The risk of bringing Encarnacion to Texas is nothing like the Mavericks trading for Rajon Rondo — which happened during our book release party two years ago — instead, the risk is that, unless he’s willing to take a one-year deal that he doesn’t have the ability to lock into three or more (if 2017 goes poorly for him), his arrival could increase the odds of a season that goes deep into October but also serve to start breaking it up sooner and to a greater degree than any of us would like going forward thereafter.

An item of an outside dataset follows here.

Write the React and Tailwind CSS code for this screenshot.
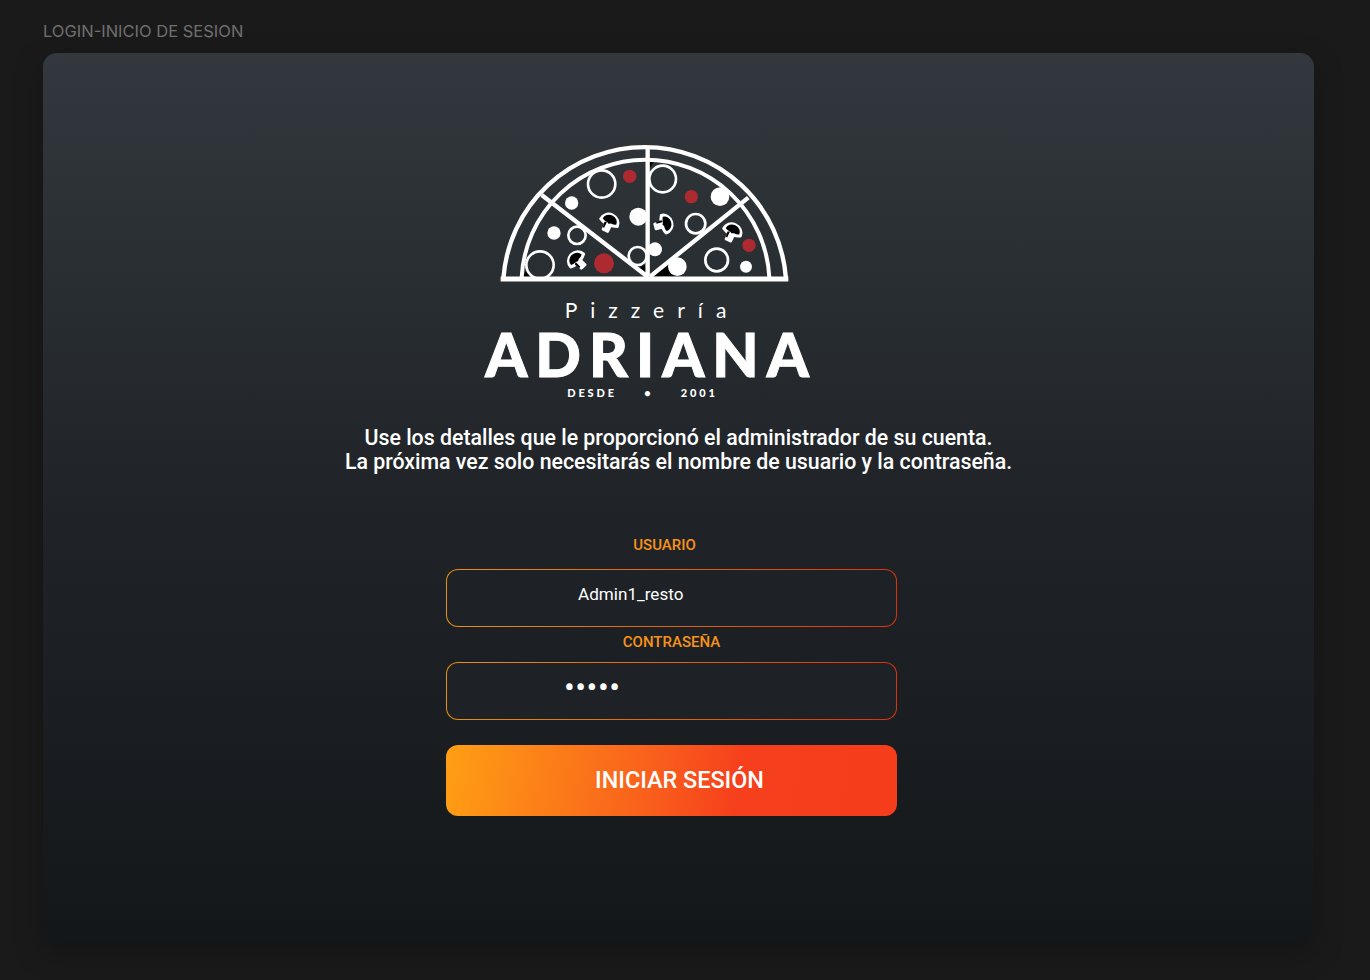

Then again, Rosenthal and others are confident that, like Cruz three years ago and Desmond last year, Encarnacion is going to devastate not the team that signs him, but the ones that don’t, and I’ve got to be honest: As expensive as it would be and as legit as I think the Rangers’ payroll commitment already is, and as comfortable as I’d be with a much more affordable Napoli (Ever After) reunion, I would love to see Texas bring Encarnacion back on a Cespedes-like deal, one that I’m confident would go well enough in 2017 that the Rangers would be able to regroup next winter and decide, along with 29 other teams, whether to negotiate with Encarnacion again, just as they did after one really good year of Ian Desmond.
Maybe it’s time to undo Ruben Mateo/Rob Bell deal — neither of them will be there tonight, either — and get Edwin Encarnacion back here.